> THE EXERCISE
Retype exactly the lines from the first one through the line with "const [expanded, setExpanded]", including both ends; skip any pictures.

★ ★ ★ ★

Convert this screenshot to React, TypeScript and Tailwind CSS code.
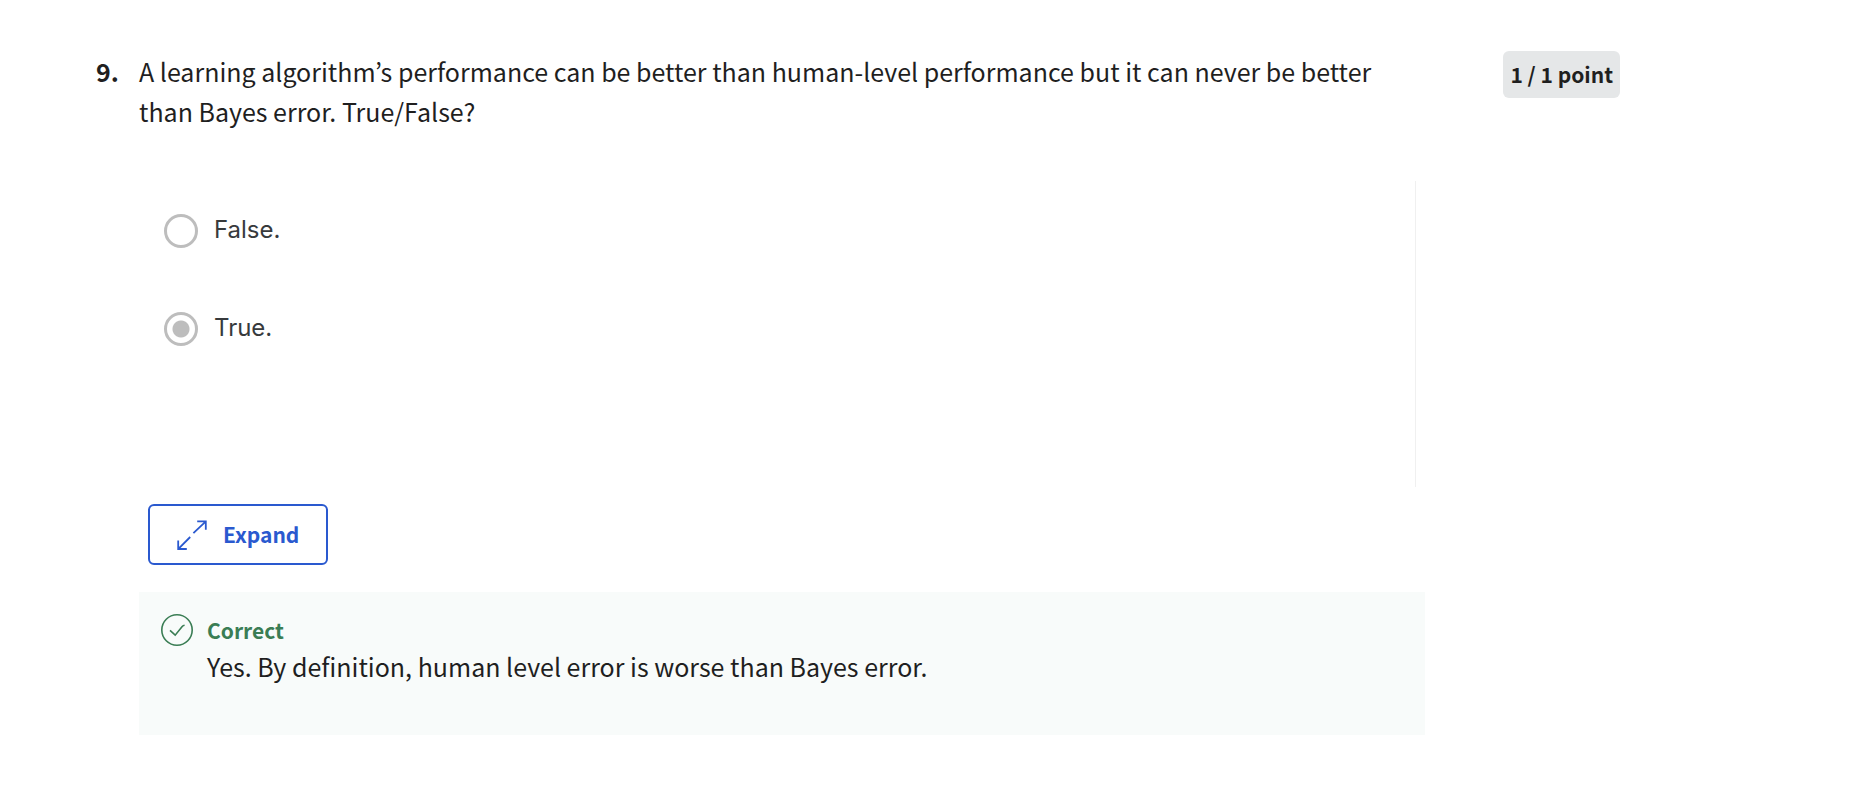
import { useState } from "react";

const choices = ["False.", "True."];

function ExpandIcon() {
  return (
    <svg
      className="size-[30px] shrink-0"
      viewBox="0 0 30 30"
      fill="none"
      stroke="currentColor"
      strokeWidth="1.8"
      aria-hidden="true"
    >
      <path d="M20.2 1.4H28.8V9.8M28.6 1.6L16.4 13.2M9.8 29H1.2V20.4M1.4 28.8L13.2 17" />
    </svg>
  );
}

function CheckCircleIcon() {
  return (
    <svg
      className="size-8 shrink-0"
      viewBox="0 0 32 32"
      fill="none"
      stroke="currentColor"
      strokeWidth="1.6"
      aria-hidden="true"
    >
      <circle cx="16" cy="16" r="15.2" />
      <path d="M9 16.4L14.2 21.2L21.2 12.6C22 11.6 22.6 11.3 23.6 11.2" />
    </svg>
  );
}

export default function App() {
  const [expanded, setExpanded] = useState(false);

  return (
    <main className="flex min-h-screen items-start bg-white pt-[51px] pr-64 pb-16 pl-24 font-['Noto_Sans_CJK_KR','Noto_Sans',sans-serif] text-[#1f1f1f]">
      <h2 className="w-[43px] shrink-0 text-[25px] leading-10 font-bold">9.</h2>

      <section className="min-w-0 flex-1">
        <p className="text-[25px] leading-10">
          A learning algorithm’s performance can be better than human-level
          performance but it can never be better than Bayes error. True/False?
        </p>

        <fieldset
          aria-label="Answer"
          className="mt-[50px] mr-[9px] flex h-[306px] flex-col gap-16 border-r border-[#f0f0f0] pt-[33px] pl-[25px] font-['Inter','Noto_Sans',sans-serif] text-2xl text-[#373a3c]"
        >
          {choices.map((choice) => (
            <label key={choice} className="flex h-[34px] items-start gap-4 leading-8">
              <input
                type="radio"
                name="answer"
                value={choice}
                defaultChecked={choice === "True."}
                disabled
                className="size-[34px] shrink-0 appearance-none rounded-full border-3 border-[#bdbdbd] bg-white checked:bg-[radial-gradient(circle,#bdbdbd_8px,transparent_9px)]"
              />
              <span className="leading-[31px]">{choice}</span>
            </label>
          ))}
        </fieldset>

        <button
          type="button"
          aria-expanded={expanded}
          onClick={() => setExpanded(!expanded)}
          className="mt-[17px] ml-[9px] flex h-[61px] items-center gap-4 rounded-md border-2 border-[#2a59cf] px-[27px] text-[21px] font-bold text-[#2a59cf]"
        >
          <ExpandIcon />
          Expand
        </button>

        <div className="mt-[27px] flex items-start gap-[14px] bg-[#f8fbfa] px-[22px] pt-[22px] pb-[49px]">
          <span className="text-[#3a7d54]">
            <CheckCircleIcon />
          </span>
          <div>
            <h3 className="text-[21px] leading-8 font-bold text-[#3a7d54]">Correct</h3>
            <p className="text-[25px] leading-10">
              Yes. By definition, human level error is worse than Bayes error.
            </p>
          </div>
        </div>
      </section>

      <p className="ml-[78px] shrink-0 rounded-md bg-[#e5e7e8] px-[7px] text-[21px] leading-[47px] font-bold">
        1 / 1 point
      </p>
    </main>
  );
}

★ ★ ★ ★

> FULL ANSWER
Convert this screenshot to React, TypeScript and Tailwind CSS code.
import { useState } from "react";

const choices = ["False.", "True."];

function ExpandIcon() {
  return (
    <svg
      className="size-[30px] shrink-0"
      viewBox="0 0 30 30"
      fill="none"
      stroke="currentColor"
      strokeWidth="1.8"
      aria-hidden="true"
    >
      <path d="M20.2 1.4H28.8V9.8M28.6 1.6L16.4 13.2M9.8 29H1.2V20.4M1.4 28.8L13.2 17" />
    </svg>
  );
}

function CheckCircleIcon() {
  return (
    <svg
      className="size-8 shrink-0"
      viewBox="0 0 32 32"
      fill="none"
      stroke="currentColor"
      strokeWidth="1.6"
      aria-hidden="true"
    >
      <circle cx="16" cy="16" r="15.2" />
      <path d="M9 16.4L14.2 21.2L21.2 12.6C22 11.6 22.6 11.3 23.6 11.2" />
    </svg>
  );
}

export default function App() {
  const [expanded, setExpanded] = useState(false);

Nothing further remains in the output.